SQL CALL diffix.mark_personal('public', 'my_table', 'id', 'last_name');

In order to label a table as public, use the diffix.mark_public(namespace, table_name) procedure.

Regular users can be marked with the anoymization labels direct, anonymized_trusted or anonymized_untrusted. The value of the custom variable pg_diffix.default_access_level determines the access level for unlabeled regular users.

SQL SECURITY LABEL FOR pg_diffix ON ROLE analyst IS 'anonymized_trusted';

Restricted features and extensions

At access levels other than direct, various data and features built into PostgreSQL are restricted. Among others:

  1. Issue utility statements like COPY and ALTER TABLE, beside a few allowlisted ones, are not allowed.
  2. Some of the data in pg_catalog tables like pg_user_functions is not accessible.
  3. Selected subset of less frequently used PostgreSQL query features like EXISTS or NULLIF are disabled.
  4. Inheritance involving a personal table is not allowed.
  5. Some of the output of EXPLAIN for queries involving a personal table is censored.

NOTE If any of the currently blocked features is necessary for your use case, open an issue and let us know.

Row level security (RLS) can be enabled and used on personal tables. It is advised that the active policies are vetted from the point of view of anonymity.

It is also strongly advised to vet any other extensions which are enabled alongside pg_diffix, as well as any user-defined functions and aggregate functions.

System settings

The module exposes a number of custom variables under the pg_diffix prefix. Superusers can change these variables at runtime for their own session, while regular users only have read access to them (with few notable exceptions). To use different values for all future sessions, they have to be set in the configuration file.

Execute SELECT * FROM diffix.show_settings(); to display the current settings of the extension. If the result is empty, make sure pg_diffix is loaded.

Data access settings

pg_diffix.default_access_level - Determines the access level for unlabeled users. Default value is direct.

pg_diffix.session_access_level - Sets the access level for the current session. It can never be higher than the access level for the current user. Can be changed by all users. Defaults to maximum access level allowed.

pg_diffix.treat_unmarked_tables_as_public - Controls whether unmarked tables are readable and treated as public data. Default value is false.

Noise settings

pg_diffix.noise_layer_sd - Standard deviation for each noise layer added to aggregates. Default value is 1.0.

Low count filter settings

pg_diffix.low_count_min_threshold - The lower bound for the number of distinct AID values that must be present in a bucket for it to pass the low count filter. Default value is 2.

pg_diffix.low_count_mean_gap - The number of standard deviations between the lower bound and the mean of the low count filter threshold.
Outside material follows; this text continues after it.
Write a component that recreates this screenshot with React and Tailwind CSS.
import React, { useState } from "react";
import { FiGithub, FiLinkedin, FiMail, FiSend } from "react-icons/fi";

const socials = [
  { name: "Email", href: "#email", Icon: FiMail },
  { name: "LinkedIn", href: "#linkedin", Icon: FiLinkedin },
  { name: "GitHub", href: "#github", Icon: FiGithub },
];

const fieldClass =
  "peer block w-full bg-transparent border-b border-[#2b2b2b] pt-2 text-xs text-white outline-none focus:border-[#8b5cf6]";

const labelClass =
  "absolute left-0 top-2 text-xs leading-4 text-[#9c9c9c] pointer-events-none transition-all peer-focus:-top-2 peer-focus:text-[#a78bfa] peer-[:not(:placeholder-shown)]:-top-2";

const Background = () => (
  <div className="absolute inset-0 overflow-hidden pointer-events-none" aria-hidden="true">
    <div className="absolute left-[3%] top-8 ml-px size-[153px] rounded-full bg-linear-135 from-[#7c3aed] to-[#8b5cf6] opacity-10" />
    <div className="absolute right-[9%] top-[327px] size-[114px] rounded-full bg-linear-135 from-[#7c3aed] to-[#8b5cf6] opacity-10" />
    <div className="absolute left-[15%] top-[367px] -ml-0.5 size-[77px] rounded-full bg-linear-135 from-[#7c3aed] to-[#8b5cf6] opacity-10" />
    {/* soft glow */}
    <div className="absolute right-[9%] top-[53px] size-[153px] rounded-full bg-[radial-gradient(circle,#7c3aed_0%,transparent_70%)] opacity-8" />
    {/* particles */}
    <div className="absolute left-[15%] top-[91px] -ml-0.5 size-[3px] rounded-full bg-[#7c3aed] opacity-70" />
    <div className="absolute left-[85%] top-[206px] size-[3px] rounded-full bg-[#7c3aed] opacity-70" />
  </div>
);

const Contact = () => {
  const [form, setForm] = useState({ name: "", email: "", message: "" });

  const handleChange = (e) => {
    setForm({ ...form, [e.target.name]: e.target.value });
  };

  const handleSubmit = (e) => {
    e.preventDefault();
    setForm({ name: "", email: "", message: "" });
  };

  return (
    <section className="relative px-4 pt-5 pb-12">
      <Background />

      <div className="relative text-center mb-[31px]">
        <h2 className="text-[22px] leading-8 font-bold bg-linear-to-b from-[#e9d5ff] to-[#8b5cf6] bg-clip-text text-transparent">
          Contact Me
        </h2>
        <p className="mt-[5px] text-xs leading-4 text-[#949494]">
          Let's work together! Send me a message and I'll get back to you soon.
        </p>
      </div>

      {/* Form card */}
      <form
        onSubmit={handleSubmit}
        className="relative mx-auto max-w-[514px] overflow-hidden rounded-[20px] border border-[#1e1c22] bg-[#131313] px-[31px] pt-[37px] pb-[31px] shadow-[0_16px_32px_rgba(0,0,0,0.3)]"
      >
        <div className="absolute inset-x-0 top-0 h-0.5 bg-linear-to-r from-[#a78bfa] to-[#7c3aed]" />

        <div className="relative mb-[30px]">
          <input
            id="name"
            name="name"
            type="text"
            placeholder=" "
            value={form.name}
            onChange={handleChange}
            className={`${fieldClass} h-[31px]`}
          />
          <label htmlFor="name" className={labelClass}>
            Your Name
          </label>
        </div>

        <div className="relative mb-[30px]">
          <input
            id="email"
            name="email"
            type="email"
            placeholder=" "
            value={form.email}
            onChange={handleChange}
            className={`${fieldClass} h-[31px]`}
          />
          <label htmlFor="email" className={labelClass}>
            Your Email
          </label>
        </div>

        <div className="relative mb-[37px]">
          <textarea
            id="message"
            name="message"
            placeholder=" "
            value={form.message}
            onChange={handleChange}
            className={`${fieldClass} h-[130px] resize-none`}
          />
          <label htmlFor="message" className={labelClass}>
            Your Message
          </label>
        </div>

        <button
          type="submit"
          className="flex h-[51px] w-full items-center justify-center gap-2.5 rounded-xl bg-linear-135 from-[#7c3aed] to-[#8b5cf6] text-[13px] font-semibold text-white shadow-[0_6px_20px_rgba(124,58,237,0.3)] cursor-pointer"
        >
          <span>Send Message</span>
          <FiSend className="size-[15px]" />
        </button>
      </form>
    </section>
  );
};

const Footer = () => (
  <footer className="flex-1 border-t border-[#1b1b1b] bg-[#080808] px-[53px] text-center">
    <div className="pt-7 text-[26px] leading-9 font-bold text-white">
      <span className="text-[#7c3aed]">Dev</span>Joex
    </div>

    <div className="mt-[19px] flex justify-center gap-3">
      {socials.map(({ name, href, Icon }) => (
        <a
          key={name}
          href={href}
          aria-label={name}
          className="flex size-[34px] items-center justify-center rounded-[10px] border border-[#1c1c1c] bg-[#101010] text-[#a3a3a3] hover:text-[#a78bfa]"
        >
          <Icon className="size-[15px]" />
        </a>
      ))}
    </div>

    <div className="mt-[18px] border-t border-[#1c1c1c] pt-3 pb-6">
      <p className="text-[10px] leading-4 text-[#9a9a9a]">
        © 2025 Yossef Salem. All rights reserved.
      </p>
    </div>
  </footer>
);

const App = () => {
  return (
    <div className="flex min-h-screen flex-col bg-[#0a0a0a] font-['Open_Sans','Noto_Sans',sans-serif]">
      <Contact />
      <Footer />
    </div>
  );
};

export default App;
Default value is 2.0.

pg_diffix.low_count_layer_sd - The standard deviation for each noise layer used when calculating the low count filter threshold. Default value is 1.0.

pg_diffix.compute_suppress_bin - If True, some rows in the returned result might belong to the suppress bin, combining data of all the suppressed (rejected by the low count filter) protected entities. For an aggregating query, the suppress bin will be returned in the first row, while for a non-aggregating query - in multiple initial rows. In both cases, these rows have all column values NULL (* for text-typed columns, customizable via pg_diffix.text_label_for_suppress_bin). Note that the suppress bin may itself be suppressed and not returned at all.
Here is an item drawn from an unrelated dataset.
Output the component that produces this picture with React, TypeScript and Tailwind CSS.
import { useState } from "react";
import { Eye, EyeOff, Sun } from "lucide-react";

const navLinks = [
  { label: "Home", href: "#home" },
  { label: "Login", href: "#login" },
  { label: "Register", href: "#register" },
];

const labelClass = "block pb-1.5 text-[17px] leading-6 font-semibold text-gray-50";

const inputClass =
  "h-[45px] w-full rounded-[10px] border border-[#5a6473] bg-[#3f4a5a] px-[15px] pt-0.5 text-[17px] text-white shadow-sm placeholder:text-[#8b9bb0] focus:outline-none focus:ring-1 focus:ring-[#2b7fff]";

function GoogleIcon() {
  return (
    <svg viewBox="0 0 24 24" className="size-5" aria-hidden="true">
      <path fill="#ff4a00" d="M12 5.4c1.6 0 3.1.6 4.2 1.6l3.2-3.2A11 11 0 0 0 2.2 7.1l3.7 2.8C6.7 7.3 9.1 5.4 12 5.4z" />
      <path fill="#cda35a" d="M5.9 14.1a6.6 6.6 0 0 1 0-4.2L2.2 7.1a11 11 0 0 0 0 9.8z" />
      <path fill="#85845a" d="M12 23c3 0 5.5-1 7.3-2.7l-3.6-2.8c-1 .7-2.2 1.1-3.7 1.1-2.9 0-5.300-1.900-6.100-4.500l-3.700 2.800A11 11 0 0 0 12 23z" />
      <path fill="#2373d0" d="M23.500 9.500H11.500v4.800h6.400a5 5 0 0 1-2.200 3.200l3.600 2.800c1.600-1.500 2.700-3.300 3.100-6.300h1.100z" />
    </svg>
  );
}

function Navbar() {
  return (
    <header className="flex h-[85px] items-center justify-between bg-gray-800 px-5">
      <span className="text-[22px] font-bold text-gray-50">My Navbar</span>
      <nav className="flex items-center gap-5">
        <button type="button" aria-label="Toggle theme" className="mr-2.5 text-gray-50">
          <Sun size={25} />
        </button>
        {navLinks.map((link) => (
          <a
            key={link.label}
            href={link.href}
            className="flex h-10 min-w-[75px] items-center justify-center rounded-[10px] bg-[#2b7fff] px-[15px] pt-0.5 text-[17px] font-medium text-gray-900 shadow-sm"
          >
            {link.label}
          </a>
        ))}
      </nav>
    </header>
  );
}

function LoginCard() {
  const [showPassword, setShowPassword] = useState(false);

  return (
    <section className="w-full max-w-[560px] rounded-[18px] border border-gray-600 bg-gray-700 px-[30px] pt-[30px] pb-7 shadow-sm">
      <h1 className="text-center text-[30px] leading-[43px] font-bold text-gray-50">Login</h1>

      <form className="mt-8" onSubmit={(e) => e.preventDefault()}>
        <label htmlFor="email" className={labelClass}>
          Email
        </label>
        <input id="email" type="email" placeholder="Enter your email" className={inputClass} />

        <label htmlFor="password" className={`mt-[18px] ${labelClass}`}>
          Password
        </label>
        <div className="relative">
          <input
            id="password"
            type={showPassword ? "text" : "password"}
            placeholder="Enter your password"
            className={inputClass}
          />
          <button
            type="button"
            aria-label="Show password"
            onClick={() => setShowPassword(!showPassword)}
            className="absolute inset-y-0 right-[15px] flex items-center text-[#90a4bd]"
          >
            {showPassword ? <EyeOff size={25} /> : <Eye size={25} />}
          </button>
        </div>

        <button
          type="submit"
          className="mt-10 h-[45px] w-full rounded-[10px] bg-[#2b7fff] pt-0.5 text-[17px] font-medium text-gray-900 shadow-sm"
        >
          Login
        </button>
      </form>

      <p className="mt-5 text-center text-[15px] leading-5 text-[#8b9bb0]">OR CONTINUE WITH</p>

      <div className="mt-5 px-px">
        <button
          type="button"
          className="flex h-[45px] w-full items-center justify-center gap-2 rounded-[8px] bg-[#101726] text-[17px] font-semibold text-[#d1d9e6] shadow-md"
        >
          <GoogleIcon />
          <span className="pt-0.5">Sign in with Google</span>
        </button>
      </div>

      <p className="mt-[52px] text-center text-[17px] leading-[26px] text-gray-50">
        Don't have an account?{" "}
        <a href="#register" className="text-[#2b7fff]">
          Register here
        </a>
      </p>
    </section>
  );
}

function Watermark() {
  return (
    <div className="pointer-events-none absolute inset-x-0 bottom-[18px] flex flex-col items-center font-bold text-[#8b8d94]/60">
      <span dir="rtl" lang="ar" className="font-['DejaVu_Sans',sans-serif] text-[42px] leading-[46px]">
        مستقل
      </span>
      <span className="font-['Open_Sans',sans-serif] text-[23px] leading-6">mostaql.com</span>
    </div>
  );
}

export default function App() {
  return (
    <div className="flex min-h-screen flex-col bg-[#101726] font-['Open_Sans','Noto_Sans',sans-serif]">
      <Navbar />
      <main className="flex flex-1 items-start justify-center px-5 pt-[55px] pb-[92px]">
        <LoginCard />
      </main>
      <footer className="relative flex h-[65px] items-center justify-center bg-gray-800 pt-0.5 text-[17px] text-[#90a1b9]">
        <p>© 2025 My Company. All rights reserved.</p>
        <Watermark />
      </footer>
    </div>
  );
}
pg_diffix.text_label_for_suppress_bin - The value to use for the text-typed grouping labels in the suppress bin row. Default value is *.

Aggregation settings

pg_diffix.outlier_count_min - Default value is 1. Must not be greater than outlier_count_max.

pg_diffix.outlier_count_max - Default value is 2. Must not be smaller than outlier_count_min.

pg_diffix.top_count_min - Default value is 4. Must not be greater than top_count_max.

pg_diffix.top_count_max - Default value is 6. Must not be smaller than top_count_min.

NOTE The outlier interval (outlier_count_min, outlier_count_max) must not be wider than the (top_count_min, top_count_max) interval.